REQUIRED WORK> Write out the listing below exactly, and omit any images you find in it.

DATA EXTRACT>
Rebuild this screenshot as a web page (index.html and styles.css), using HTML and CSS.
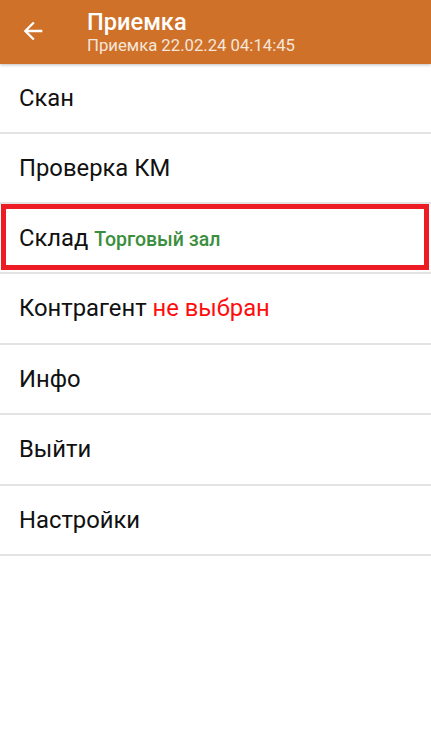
FILE: index.html
```html
<!DOCTYPE html>
<html lang="ru">
<head>
  <meta charset="UTF-8">
  <meta name="viewport" content="width=device-width, initial-scale=1.0">
  <title>Приемка</title>
  <link rel="stylesheet" href="styles.css">
</head>
<body>
  <header class="toolbar">
    <svg class="back" viewBox="0 0 24 24" width="28" height="28">
      <path d="M20 11H7.83l5.59-5.59L12 4l-8 8 8 8 1.41-1.41L7.83 13H20v-2z" fill="#fff"/>
    </svg>
    <div class="titles">
      <div class="title">Приемка</div>
      <div class="subtitle">Приемка 22.02.24 04:14:45</div>
    </div>
  </header>

  <ul class="menu">
    <li class="item">Скан</li>
    <li class="item">Проверка КМ</li>
    <li class="item marked">Склад <span class="ok">Торговый зал</span></li>
    <li class="item">Контрагент <span class="bad">не выбран</span></li>
    <li class="item">Инфо</li>
    <li class="item">Выйти</li>
    <li class="item">Настройки</li>
  </ul>
</body>
</html>
```

FILE: styles.css
```css
body {
  margin: 0;
  padding: 0;
  background: #fff;
  font-family: Roboto, "Noto Sans", sans-serif;
  color: #111;
}

.toolbar {
  height: 64px;
  background: #cf7129;
  display: flex;
  align-items: center;
  box-shadow: 0 1px 3px rgba(0, 0, 0, 0.25);
  position: relative;
  z-index: 1;
}

.back {
  margin-left: 19px;
  margin-right: 40px;
  margin-top: -2px;
}

.titles {
  color: #fff;
  margin-top: 1px;
}

.title {
  font-size: 23.6px;
  font-weight: 500;
  line-height: 26px;
}

.subtitle {
  font-size: 16.7px;
  line-height: 21px;
  color: #f6e6da;
}

.menu {
  list-style: none;
  margin: 0;
  padding: 0;
}

.item {
  height: 68px;
  border-bottom: 2px solid #e3e3e3;
  display: flex;
  align-items: center;
  padding-left: 19px;
  font-size: 23.8px;
  position: relative;
  white-space: pre;
}

.item:nth-child(n+4) {
  height: 68.5px;
}

.ok {
  color: #3a8e3e;
  font-size: 19.5px;
  font-weight: 500;
  margin-top: 2px;
}

.bad {
  color: #ff0d0d;
}

.marked::after {
  content: "";
  position: absolute;
  left: 1px;
  right: 2px;
  top: 0;
  bottom: 2px;
  border: 5px solid #ed1c24;
}
```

FINISHED EXERCISE>
Rebuild this screenshot as a web page (index.html and styles.css), using HTML and CSS.
FILE: index.html
```html
<!DOCTYPE html>
<html lang="ru">
<head>
  <meta charset="UTF-8">
  <meta name="viewport" content="width=device-width, initial-scale=1.0">
  <title>Приемка</title>
  <link rel="stylesheet" href="styles.css">
</head>
<body>
  <header class="toolbar">
    <svg class="back" viewBox="0 0 24 24" width="28" height="28">
      <path d="M20 11H7.83l5.59-5.59L12 4l-8 8 8 8 1.41-1.41L7.83 13H20v-2z" fill="#fff"/>
    </svg>
    <div class="titles">
      <div class="title">Приемка</div>
      <div class="subtitle">Приемка 22.02.24 04:14:45</div>
    </div>
  </header>

  <ul class="menu">
    <li class="item">Скан</li>
    <li class="item">Проверка КМ</li>
    <li class="item marked">Склад <span class="ok">Торговый зал</span></li>
    <li class="item">Контрагент <span class="bad">не выбран</span></li>
    <li class="item">Инфо</li>
    <li class="item">Выйти</li>
    <li class="item">Настройки</li>
  </ul>
</body>
</html>
```

FILE: styles.css
```css
body {
  margin: 0;
  padding: 0;
  background: #fff;
  font-family: Roboto, "Noto Sans", sans-serif;
  color: #111;
}

.toolbar {
  height: 64px;
  background: #cf7129;
  display: flex;
  align-items: center;
  box-shadow: 0 1px 3px rgba(0, 0, 0, 0.25);
  position: relative;
  z-index: 1;
}

.back {
  margin-left: 19px;
  margin-right: 40px;
  margin-top: -2px;
}

.titles {
  color: #fff;
  margin-top: 1px;
}

.title {
  font-size: 23.6px;
  font-weight: 500;
  line-height: 26px;
}

.subtitle {
  font-size: 16.7px;
  line-height: 21px;
  color: #f6e6da;
}

.menu {
  list-style: none;
  margin: 0;
  padding: 0;
}

.item {
  height: 68px;
  border-bottom: 2px solid #e3e3e3;
  display: flex;
  align-items: center;
  padding-left: 19px;
  font-size: 23.8px;
  position: relative;
  white-space: pre;
}

.item:nth-child(n+4) {
  height: 68.5px;
}

.ok {
  color: #3a8e3e;
  font-size: 19.5px;
  font-weight: 500;
  margin-top: 2px;
}

.bad {
  color: #ff0d0d;
}

.marked::after {
  content: "";
  position: absolute;
  left: 1px;
  right: 2px;
  top: 0;
  bottom: 2px;
  border: 5px solid #ed1c24;
}
```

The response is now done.